You can still crack 115,000 WPA hashes per second with a good GPU. A solid 10 million word dictionary falls in just about a minute, everything under 8 characters is easily brute-forced.

Just because it's not as completely braindead as LanManager hashes doesn't make it strong. :)

The general point I'm making is that by picking longer passwords users are creating a larger possible keyspace which increases cracking time to brute force, but you can make that cracking time longer by simply making the encryption per password take more computational effort.

WPA was an example of this in practice, I suggested something more aggressive than 4,096 iterations, I picked 1 million off the top of my head as an example, but ideally it would be dynamic, it would change over time because hardware gets faster over time, I'm sure when WPA was invented 4096 seemed like enough but these days it's not.
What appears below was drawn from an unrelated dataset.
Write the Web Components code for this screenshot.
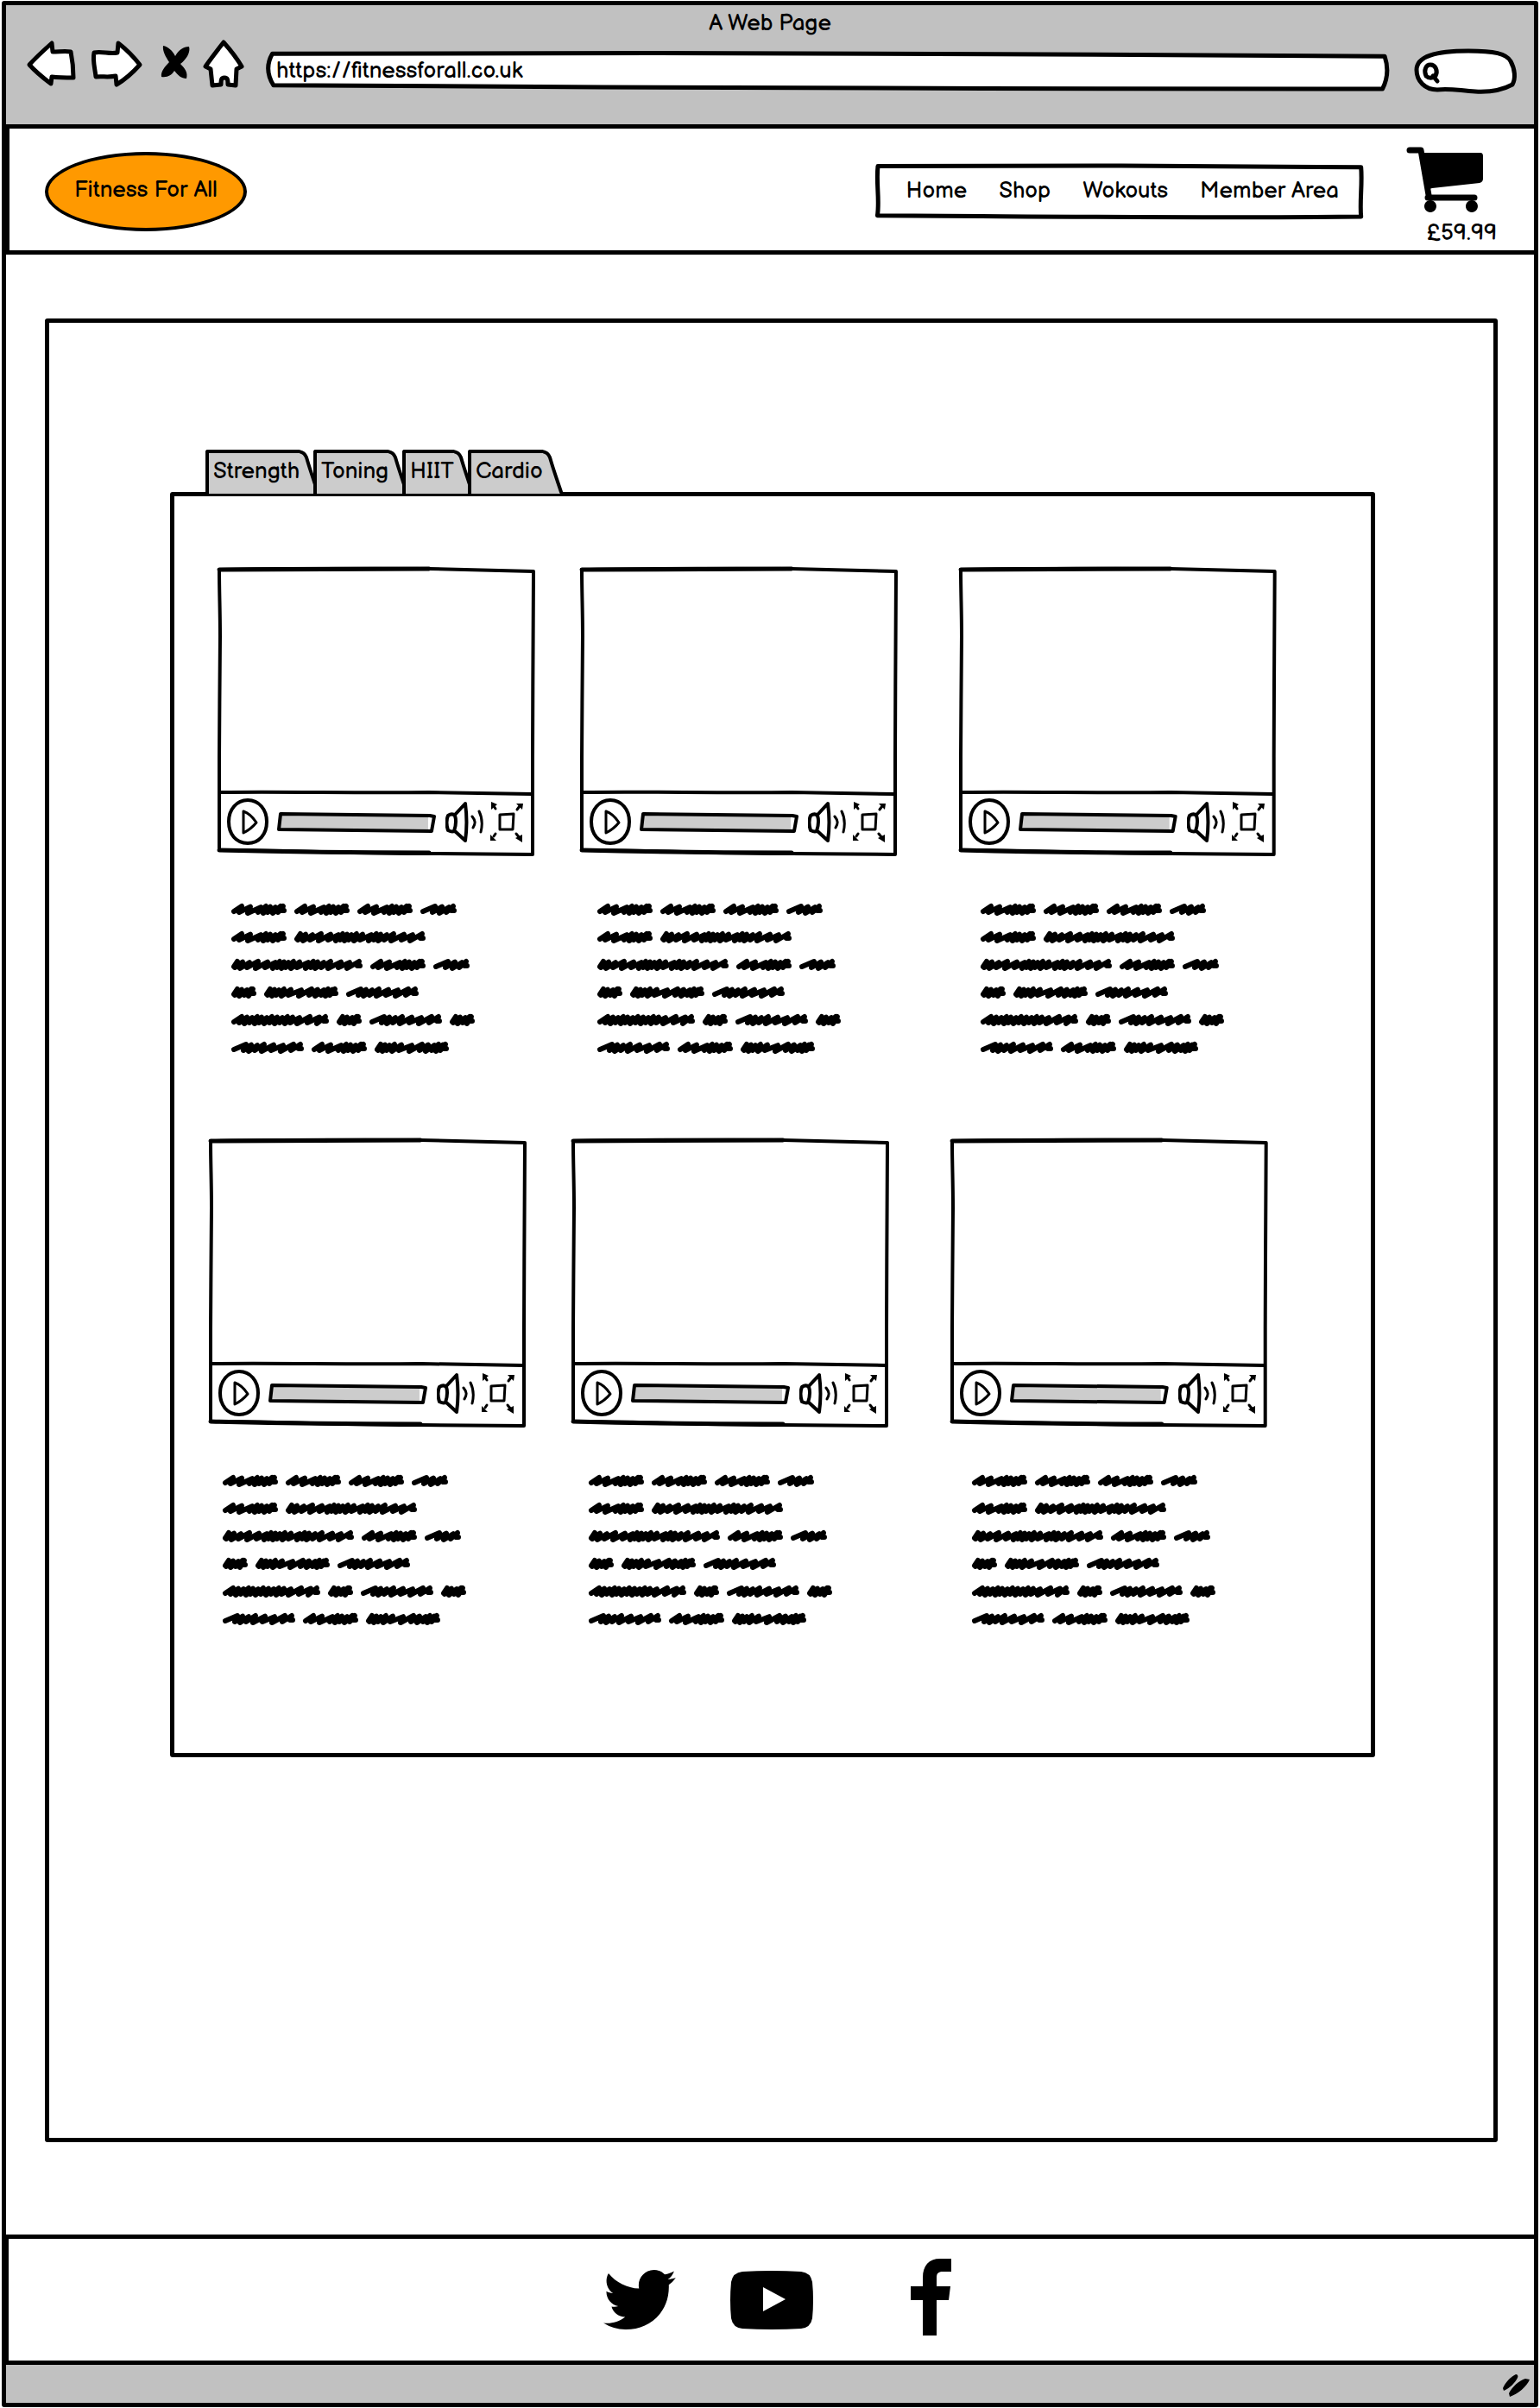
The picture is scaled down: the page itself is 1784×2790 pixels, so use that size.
<!DOCTYPE html>
<html lang="en">
<head>
<meta charset="utf-8">
<meta name="viewport" content="width=device-width, initial-scale=1">
<title>A Web Page</title>
<style>
  body { margin: 0; background: #fff; color: #000; font: 400 26px/32px "Balsamiq Sans", Lato, sans-serif; }
</style>
</head>
<body>
<browser-window heading="A Web Page" address="https://fitnessforall.co.uk">
  <site-header></site-header>
  <site-main>
    <tab-panel>
      <video-row>
        <video-card></video-card><video-card inset="20"></video-card><video-card inset="25"></video-card>
      </video-row>
      <video-row shifted>
        <video-card></video-card><video-card inset="20"></video-card><video-card inset="25"></video-card>
      </video-row>
    </tab-panel>
  </site-main>
  <site-footer></site-footer>
</browser-window>

<script>
const base = `<style>
  :host { display: block; box-sizing: border-box; }
  *, *::before { box-sizing: border-box; }
  svg { display: block; fill: none; stroke: #000; stroke-linejoin: round; stroke-linecap: round; }
  button, input { font: inherit; color: inherit; background: none; border: 0; padding: 0; margin: 0; outline: 0; }
  button { cursor: pointer; }
  a { color: inherit; text-decoration: none; }
</style>`;

function define(name, markup) {
  customElements.define(name, class extends HTMLElement {
    constructor() {
      super();
      const t = document.createElement('template');
      t.innerHTML = base + (typeof markup === 'function' ? markup(this) : markup);
      this.attachShadow({ mode: 'open' }).append(t.content.cloneNode(true));
    }
  });
}

/* Hand-drawn outline that stretches behind whatever is slotted in. */
define('sketch-frame', el => `<style>
  :host { display: grid; }
  svg, .content { grid-area: 1 / 1; min-width: 0; }
  svg { width: 100%; height: 100%; overflow: visible; stroke-width: 5px; fill: #fff; contain: size; }
  path { vector-effect: non-scaling-stroke; }
</style>
<svg viewBox="0 0 100 100" preserveAspectRatio="none" aria-hidden="true"><path d="${el.getAttribute('shape')}"/></svg>
<div class="content"><slot></slot></div>`);

define('browser-window', el => `<style>
  :host { min-height: 100vh; padding: 1px 2px; }
  .frame { min-height: calc(100vh - 2px); border: 5px solid #000; border-radius: 3px; display: flex; flex-direction: column; }
  .bar { background: #c1c1c1; height: 138px; }
  .title { text-align: center; padding-top: 6px; height: 41px; }
  .tools { display: flex; align-items: center; padding: 0 20px 0 25px; height: 54px; }
  .tools button { flex: none; }
  .back { margin-right: 19px; } .next { margin-right: 23px; } .stop { margin-right: 16px; } .home { margin-right: 27px; }
  .url { flex: 1; margin-right: 31px; margin-top: 16px; }
  .url input { width: 100%; height: 42px; padding: 0 11px; display: block; }
  .search { flex: none; display: grid; width: 118px; margin-top: 16px; }
  .search svg, .search input { grid-area: 1 / 1; }
  .search input { width: 100%; padding: 0 12px 0 34px; }
  .page { flex: 1; display: flex; flex-direction: column; }
  .status { flex: none; height: 44px; background: #c1c1c1; display: flex; justify-content: flex-end; align-items: center; padding-right: 5px; padding-top: 4px; }
  .tools svg { stroke-width: 5; fill: #fff; overflow: visible; }
</style>
<div class="frame">
  <div class="bar">
    <div class="title">${el.getAttribute('heading')}</div>
    <div class="tools">
      <button class="back" aria-label="Back"><svg width="55" height="52" viewBox="0 0 55 52"><path d="M2 27C10 18 19 10 28 2L29 12C37 12 44 11 50 12C52 22 53 32 53 42C45 42 37 42 28 41L27 49C19 43 10 36 2 27Z"/></svg></button>
      <button class="next" aria-label="Forward"><svg width="58" height="54" viewBox="0 0 58 54"><path d="M3 14C12 12 21 16 30 14L31 3C40 10 49 19 56 28C48 37 39 45 29 51L28 41C20 43 12 41 5 42C4 32 1 23 3 14Z"/></svg></button>
      <button class="stop" aria-label="Stop"><svg width="33" height="52" viewBox="0 0 33 52"><path fill="#000" stroke="none" d="M2 5C8 6 13 11 16 17C20 10 25 6 32 6C34 12 29 21 22 26C27 31 31 36 29 43C23 43 19 39 15 34C12 39 7 42 0 41C-1 35 4 29 9 24C5 18 1 11 2 5Z"/></svg></button>
      <button class="home" aria-label="Home"><svg width="46" height="54" viewBox="0 0 46 54"><path d="M2 30C9 20 16 11 23 2C31 11 38 20 44 30L38 33L37 52L28 51C28 46 28 43 24 43C20 43 20 46 20 51L10 52L8 33Z"/></svg></button>
      <sketch-frame class="url" shape="M.5 3C20 1 45 0 65 4L99.7 10C100 38 100 70 99.5 100C80 98 50 101 30 95L.6 90C0 60 0 30 .5 3Z"><input type="text" aria-label="Address" value="${el.getAttribute('address')}"></sketch-frame>
      <label class="search">
        <svg width="118" height="50" viewBox="0 0 118 50"><path d="M2 24C2 8 24 2 62 2C92 2 106 5 111 14C116 23 117 34 113 41C102 47 88 50 70 49C52 48 40 45 26 47C12 47 2 37 2 24Z"/><path d="M13 31C10 24 13 18 18 18C24 18 27 25 24 31C21 34 16 34 13 31M21 31L26 37"/></svg>
        <input type="search" aria-label="Search">
      </label>
    </div>
  </div>
  <div class="page"><slot></slot></div>
  <div class="status"><svg width="32" height="28" viewBox="0 0 32 28" aria-hidden="true"><path fill="#000" stroke="none" d="M1 17C4 10 10 4 16 1C18 1 19 3 18 5C15 11 9 17 2 20ZM8 23C12 15 20 8 27 6L32 7C29 15 18 24 9 27Z"/></svg></div>
</div>`);

define('site-header', `<style>
  :host { border: solid #000; border-width: 5px 0 5px 4px; height: 151px; display: flex; align-items: center; padding: 4px 43px 0 41px; }
  .logo { display: grid; place-items: center; width: 234px; height: 92px; border: 4px solid #000; border-radius: 50%; background: #f90; padding-bottom: 1px; flex: none; }
  nav { margin-left: auto; margin-right: 49px; }
  ul { display: flex; gap: 37px; list-style: none; margin: 0; padding: 16px 29px 15px 36px; }
  .cart { align-self: flex-start; padding-top: 17px; flex: none; text-align: right; }
  .cart svg { margin-bottom: 9px; margin-right: 15px; }
  .cart a { display: block; }
</style>
<a class="logo" href="#">Fitness For All</a>
<nav><sketch-frame shape="M.7 4C30 2 70 3 99.5 6C99.8 35 99.2 70 99.5 97C65 100 30 96 .6 95C1.1 65 .3 35 .7 4Z">
  <ul><li><a href="#">Home</a></li><li><a href="#">Shop</a></li><li><a href="#">Wokouts</a></li><li><a href="#">Member Area</a></li></ul>
</sketch-frame></nav>
<div class="cart"><a href="#" aria-label="Basket">
  <svg width="90" height="76" viewBox="0 0 90 76"><path stroke-width="7" d="M4 4H17L26 56M25 59H79"/><path stroke="none" fill="#000" d="M17 7H86Q89 7 89 11V37Q89 41 85 42L30 48L24 50ZM28 62a7 7 0 1 1 -.1 0ZM76 62a7 7 0 1 1 -.1 0Z"/></svg>
</a><span>£59.99</span></div>`);

define('site-main', `<style>
  :host { flex: 1; padding: 74px 42px 107px 45px; display: flex; }
  section { flex: 1; border: 5px solid #000; border-radius: 3px; padding: 147px 137px 439px 140px; }
</style><section><slot></slot></section>`);

define('tab-panel', () => {
  const tab = (t, on) => `<button role="tab" aria-selected="${on}"><span>${t}</span><svg width="23" height="51" viewBox="0 0 23 51"><path fill="#ccc" stroke="none" d="M0 0C5 1 8 4 10 9L21 51H0Z"/><path stroke-width="4" d="M-3 2C3 2 6 4 8 9C12 23 16 34 21 49"/></svg></button>`;
  return `<style>
  .tabs { display: flex; padding-left: 41px; height: 49px; }
  button { display: flex; height: 49px; margin-right: -7px; }
  button span { height: 51px; padding: 6px 0 0 5px; border: solid #000; border-width: 4px 0 0 4px; border-radius: 3px 0 0 0; background: #ccc; text-align: left; }
  .panel { border: 5px solid #000; border-radius: 3px; padding: 82px 0 145px; min-height: 1466px; background: #fff; }
</style>
<div class="tabs" role="tablist">${tab('Strength', true)}${tab('Toning', false)}${tab('HIIT', false)}${tab('Cardio', false)}</div>
<div class="panel" role="tabpanel"><slot></slot></div>`;
});

define('video-row', `<style>
  :host { display: grid; grid-template-columns: 420fr 440fr 368fr; padding: 0 109px 0 50px; height: 662px; }
  :host([shifted]) { padding: 0 119px 0 40px; height: auto; }
</style><slot></slot>`);

define('video-card', el => `<style>
  :host { max-width: 368px; min-width: 0; }
  .player { display: grid; height: 335px; margin-bottom: 55px; }
  .player > svg, .ui { grid-area: 1 / 1; min-width: 0; }
  .player > svg { width: 100%; height: 100%; overflow: visible; stroke-width: 4; }
  .player > svg path { vector-effect: non-scaling-stroke; }
  .ui { display: flex; flex-direction: column; justify-content: flex-end; }
  .controls { display: flex; align-items: center; height: 76px; padding: 0 13px 4px 11px; }
  .seek { flex: 1; display: grid; margin: 0 11px 0 10px; }
  .seek svg, .seek input { grid-area: 1 / 1; min-width: 0; width: 100%; height: 25px; }
  .seek input { appearance: none; opacity: 0; }
  .volume { margin-right: 7px; }
  scribble-text { margin-left: ${el.getAttribute('inset') || 16}px; }
</style>
<div class="player">
  <svg viewBox="0 0 368 335" preserveAspectRatio="none" aria-hidden="true"><path d="M2 3C80 1 160 2 245 2L366 5C366 60 365 150 365 220L365 333L245 332C160 332 80 328 2 328L2 220C2 180 3 110 3 80C3 50 2 30 2 3ZM2 261C80 260 160 262 245 261L364 263"/><path stroke-width="5" d="M2 3C80 2 160 2 245 2M2 328C80 330 160 331 245 331"/></svg>
  <div class="ui"><div class="controls">
    <button aria-label="Play"><svg width="48" height="54" viewBox="0 0 48 54" stroke-width="4"><path d="M24 2C37 2 46 13 46 27C46 42 37 52 24 52C10 52 2 41 2 27C2 13 11 2 24 2Z"/><path stroke-width="3" d="M19 15V40C25 37 30 33 34 28C30 22 25 17 19 15Z"/></svg></button>
    <label class="seek"><svg viewBox="0 0 183 25" preserveAspectRatio="none" stroke-width="4"><path fill="#ccc" stroke="none" d="M3 3L174 5V22L2 21Z"/><path d="M4 3L176 5L181 6L178 23L2 21Z"/></svg><input type="range" value="97" aria-label="Seek"></label>
    <button class="volume" aria-label="Volume"><svg width="44" height="48" viewBox="0 0 44 48" stroke-width="4"><path d="M3 17C6 15 9 15 11 17C13 23 12 29 10 35C8 36 5 35 3 34C1 28 1 22 3 17ZM11 16L23 3C25 18 25 32 23 46L11 35"/><path stroke-width="3" d="M31 18C35 23 35 26 32 31M39 12C43 20 43 28 41 36"/></svg></button>
    <button aria-label="Full screen"><svg width="40" height="48" viewBox="0 0 40 48" stroke-width="3"><path d="M12 16L28 15L27 33L12 33Z"/><path stroke-width="3" d="M7 9L5 6M32 10L35 6M7 38L5 41M31 38L35 43"/><path stroke="none" fill="#000" d="M2 1L9 4L2 10ZM31 3L39 3L38 10ZM1 39L8 46L1 46ZM30 43L38 39V48Z"/></svg></button>
  </div></div>
</div>
<scribble-text></scribble-text>`);

/* Scribbled filler copy: each word is a fixed run of slanted pen strokes. */
const zig = (width, xs) => {
  let d = 'M3 9';
  xs.forEach((x, i) => { d += `L${x + 3} ${3 + i % 3 * .6}L${x} ${10 + i % 2}`; });
  return { width, d: d + `L${width - 4} 3L${width - 6} 8L${width - 3} 8` };
};
const words = {
  A: zig(64, [9, 19, 31, 37, 42, 48, 54]),
  B: zig(152, [4, 10, 18, 28, 39, 48, 53, 58, 63, 69, 76, 86, 92, 97, 104, 112, 124, 134]),
  C: zig(29, [4, 9, 15, 20]),
  D: zig(42, [14, 22, 30]),
  E: zig(86, [4, 9, 14, 20, 28, 40, 52, 59, 66, 71, 76]),
  F: zig(84, [14, 20, 27, 35, 46, 57, 69]),
  G: zig(113, [9, 15, 21, 27, 32, 38, 44, 50, 56, 62, 68, 76, 88, 99])
};
const lines = ['AAAD', 'AB', 'BAD', 'CEF', 'GCFC', 'FAE'];
define('scribble-text', () => `<style>
  :host { display: flex; flex-direction: column; gap: 18px; }
  div { display: flex; gap: 9px; height: 14px; }
  svg { flex: none; stroke-width: 6; overflow: visible; }
</style>` + lines.map(l => `<div aria-hidden="true">${[...l].map(k => `<svg width="${words[k].width}" height="14"><path d="${words[k].d}"/></svg>`).join('')}</div>`).join(''));

define('site-footer', `<style>
  :host { border: solid #000; border-width: 5px 0 5px 3px; height: 151px; display: flex; justify-content: center; align-items: center; padding-left: 14px; }
  svg { fill: #000; stroke: none; }
  .yt { margin: 0 113px 0 63px; }
  .fb { margin-bottom: 6px; }
</style>
<a href="#" aria-label="Twitter"><svg width="84" height="69" viewBox="0 0 24 19.5" preserveAspectRatio="none"><path d="M23.95 2.6a10 10 0 0 1-2.3 2.3C22 13.8 15.3 19.5 7.5 19.5A14 14 0 0 1 0 17.4c2.7.3 5.1-.4 7.2-2-2.2-.1-4-1.400-4.500-3.400.8.1 1.500.1 2.200-.1-2.300-.5-4-2.500-3.900-4.900.6.4 1.400.6 2.200.6C1 6.200.4 3.300 1.700 1.100c2.500 3 6.100 4.800 10.100 5-.7-3 1.600-6.100 4.900-6.100 1.400 0 2.700.6 3.600 1.500 1.100-.2 2.200-.6 3.100-1.100-.4 1.100-1.100 2.100-2.100 2.700 1-.1 1.800-.3 2.650-.5Z"/></svg></a>
<a class="yt" href="#" aria-label="YouTube"><svg width="96" height="68" viewBox="0 0 96 68"><path fill-rule="evenodd" d="M14 1Q48-1 82 1Q93 2 95 13Q97 34 95 55Q93 66 82 67Q48 69 14 67Q3 66 1 55Q-1 34 1 13Q3 2 14 1ZM38 19V47L64 33Z"/></svg></a>
<a class="fb" href="#" aria-label="Facebook"><svg width="47" height="89" viewBox="0 0 47 89"><path d="M14 89V48H0V32H14V22C14 8 21 0 34 0H47V15H37C32 15 30 17 30 22V32H46L44 48H30V89Z"/></svg></a>`);
</script>
</body>
</html>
In my opinion It's not a very elegant solution to expect users to do something of their own accord to increase their security because they're the worst people to rely on when it comes to security. In an ideal world the security of users wouldn't be so dependent on user behavior but rather be more uniform. Ideally we want a password system where all passwords (inside some sensible range) are approximately equally hard to brute force.

If I was building a password system it would say "OK you've picked a password of complexity N, so I'll hash it [(1000/N)*(date factor)] times"

As the complexity decreases the number of times you hash it increases. Increase that multiple over time to account for hardware speed growth. Then store that number in the DB next to the hashed password. A weak password of 6 characters might generate a hash iteration of 5,000,000 where as a strong one of 20 characters might generate a hash iteration of only 10

Now when people come to brute force the easy password the keyspace is suddenly 5 million times harder per guess. That's kinda rough, but you get the idea, the maths would need to be fine tuned to balance.

The only downside is additional processing by servers to process requests by users, but generally speaking what takes seconds per guess for a user is fine, but for a cracker is a nightmare.